The so-called taxi of tomorrow is now the cab of the today. 

Starting Tuesday, new yellow cabs hitting the streets must be Nissan mini-vans manufactured according to uniform city standards.

"I think they're fine as long as they get you where you need to go safely," one New Yorker says.

Passengers we spoke with don't seem to mind the city shift to what looks like a box on wheels.

What you'll find inside: lots of leg room and space for luggage.

"More room. If you got suitcases it's easier," says one man.

Each vehicle will also have back seat airbags, air conditioning controls and sliding windows—but it's the sliding doors the drivers like.

"I have a whole bunch of bicycle bumping into my door everyday. That problem won't be happening on the sliding door," one driver says.

More than 750 mini-vans are already on the road. Thousands will be added each year at a cost of about $30,000 each. 

Herzenberg: "What do you think of it?"

Driver: "I like it it's good."

The taxi of tomorrow was a pet project of Mayor Michael Bloomberg.

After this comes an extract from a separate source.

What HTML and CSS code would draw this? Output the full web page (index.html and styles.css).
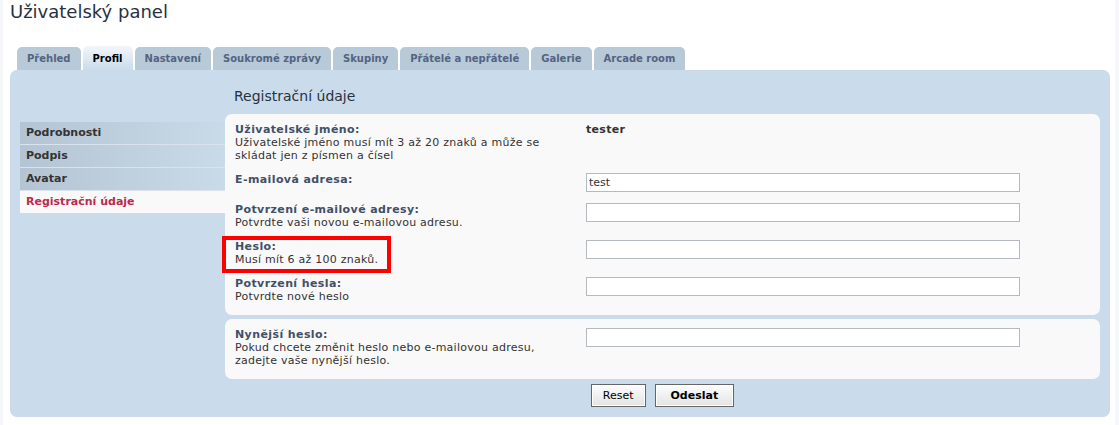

The Taxi and Limousine Commission awarded the bid to Nissan valued at a billion dollars—but there was a bitter fight.

Evironmentalists tried to put the brakes on it, demanding more hybrids that use electricity.

Disability advocates complained that the new cabs would have to be converted to acommodate wheelchairs.

"And we want this issue looked at—is this the safest, best vehicle?" says one advocate.

The city eventually won in court.

Cab owners have the option of choosing models that are hybrids or wheelchair accessible.

Some critics say the Taxi of tomorrow might soon become the cab of yesterday because of the rapid changes forced on the industry by app-hailing services like Uber.